Being a stay-at home-mom is the hardest job in the world, says every SAHM with a slighty desperate look in her eye. It really is. So many people, especially women in my experience, look down on being a full-time mom as something you fall back on if you aren’t talented or smart enough to do something more important or fulfilling. And yet, how many jobs out there happen 24/7 with little to no chance of a break (yeah, infant TG refuses all bottles, lucky meee)? How many jobs can you not go home from? How many jobs as complicated and unpredictable as parenting come with no training? How do you convey the nuance of living as a social being to a tiny Napoleette without scarring her for life along the way?

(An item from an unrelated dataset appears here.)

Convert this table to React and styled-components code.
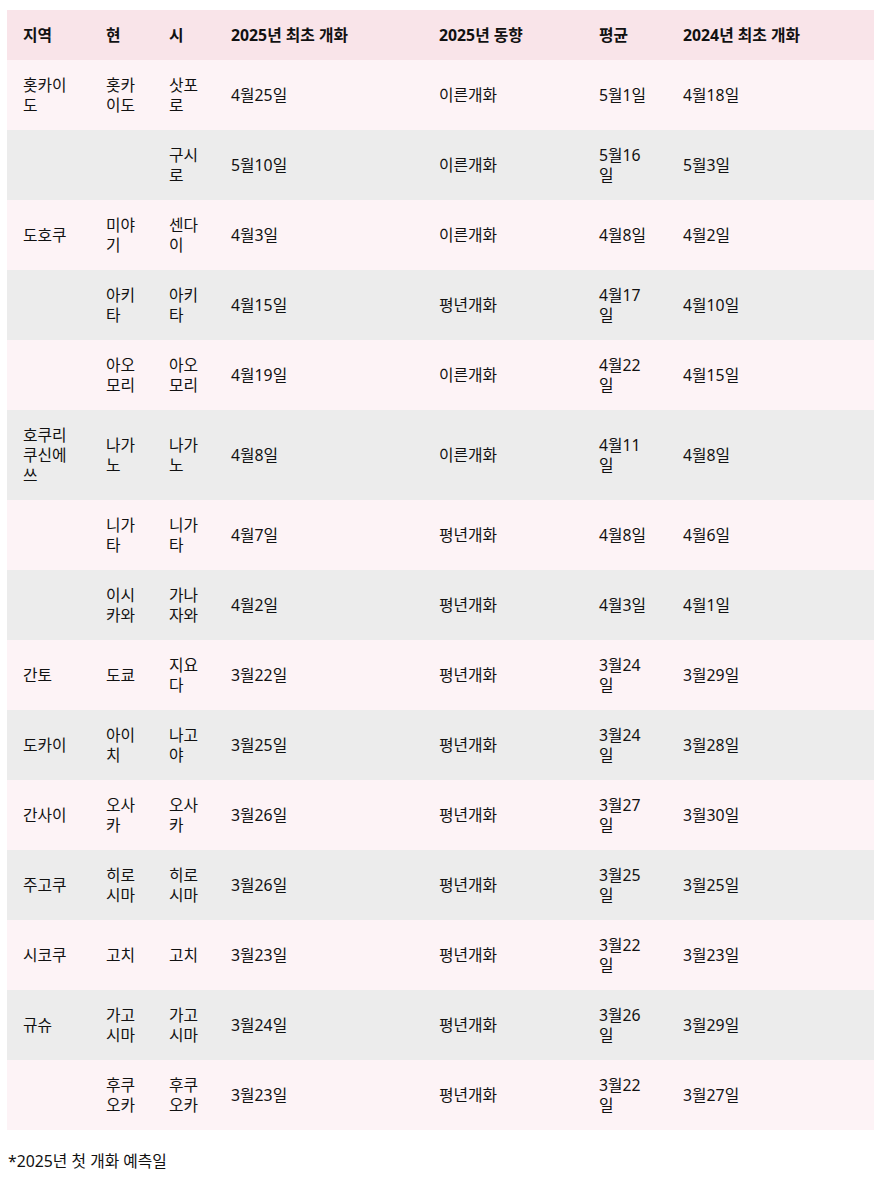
import React from 'react';
import styled, { createGlobalStyle } from 'styled-components';

const GlobalStyle = createGlobalStyle`
	body {
		margin: 0;
		background: #fff;
		font-family: "Noto Sans", "Noto Sans CJK KR", sans-serif;
		color: #111;
	}
`;

const Page = styled.div`
	padding: 10px 0 0 7px;
`;

const Table = styled.table`
	width: 867px;
	border-collapse: collapse;
	table-layout: fixed;
	font-size: 15.8px;
	line-height: 20px;
`;

const HeadCell = styled.th`
	width: ${(p) => p.w}px;
	padding: 15px 14px 15px 16px;
	text-align: left;
	font-weight: 700;
	background: #f9e4e9;
`;

const Row = styled.tr`
	background: ${(p) => (p.shade ? '#ececec' : '#fdf3f6')};
`;

const Cell = styled.td`
	padding: 15px 14px 15px 16px;
	vertical-align: middle;
	word-break: break-all;
`;

const Note = styled.p`
	margin: 21px 0 0 1px;
	font-size: 15.8px;
	line-height: 20px;
`;

const columns = [
	['지역', 53],
	['현', 33],
	['시', 32],
	['2025년 최초 개화', 178],
	['2025년 동향', 130],
	['평균', 54],
	['2024년 최초 개화', 177],
];

const rows = [
	['홋카이도', '홋카이도', '삿포로', '4월25일', '이른개화', '5월1일', '4월18일'],
	['', '', '구시로', '5월10일', '이른개화', '5월16일', '5월3일'],
	['도호쿠', '미야기', '센다이', '4월3일', '이른개화', '4월8일', '4월2일'],
	['', '아키타', '아키타', '4월15일', '평년개화', '4월17일', '4월10일'],
	['', '아오모리', '아오모리', '4월19일', '이른개화', '4월22일', '4월15일'],
	['호쿠리쿠신에쓰', '나가노', '나가노', '4월8일', '이른개화', '4월11일', '4월8일'],
	['', '니가타', '니가타', '4월7일', '평년개화', '4월8일', '4월6일'],
	['', '이시카와', '가나자와', '4월2일', '평년개화', '4월3일', '4월1일'],
	['간토', '도쿄', '지요다', '3월22일', '평년개화', '3월24일', '3월29일'],
	['도카이', '아이치', '나고야', '3월25일', '평년개화', '3월24일', '3월28일'],
	['간사이', '오사카', '오사카', '3월26일', '평년개화', '3월27일', '3월30일'],
	['주고쿠', '히로시마', '히로시마', '3월26일', '평년개화', '3월25일', '3월25일'],
	['시코쿠', '고치', '고치', '3월23일', '평년개화', '3월22일', '3월23일'],
	['규슈', '가고시마', '가고시마', '3월24일', '평년개화', '3월26일', '3월29일'],
	['', '후쿠오카', '후쿠오카', '3월23일', '평년개화', '3월22일', '3월27일'],
];

const App = () => {
	return (
		<Page>
			<GlobalStyle />
			<Table>
				<thead>
					<tr>
						{columns.map(([label, w]) => (
							<HeadCell key={label} w={w}>{label}</HeadCell>
						))}
					</tr>
				</thead>
				<tbody>
					{rows.map((row, i) => (
						<Row key={i} shade={i % 2 === 1}>
							{row.map((value, j) => (
								<Cell key={j}>{value}</Cell>
							))}
						</Row>
					))}
				</tbody>
			</Table>
			<Note>*2025년 첫 개화 예측일</Note>
		</Page>
	);
};

export default App;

The truth is that raising new citizens to be kind, generous, thoughtful, well-adjusted, contributing members of society is both vitally important and fulfilling. But it is also difficult and all-consuming. And it is too easy to lose one’s sense of self in the midst of all the trials and demands of these vulnerable little people. Trying to maintain adult hobbies and interests and intellectual pursuits feels next to impossible in light of the neediness of babies.
So this morning l failed to keep composure, to teach them what is right. Now I get to teach them what humility is. That’s the saving grace of parenting: your children are always ready to give you a second chance (and third, and fourth, and…) l pray for God’s wisdom to get it right this time.
Aaaand, 3yo CE just came over and informed me l forgot to say sorry for yelling. With a big smile on her face. That child would poke a sleeping bear just to see if it would let her watch My Little Pony one more time.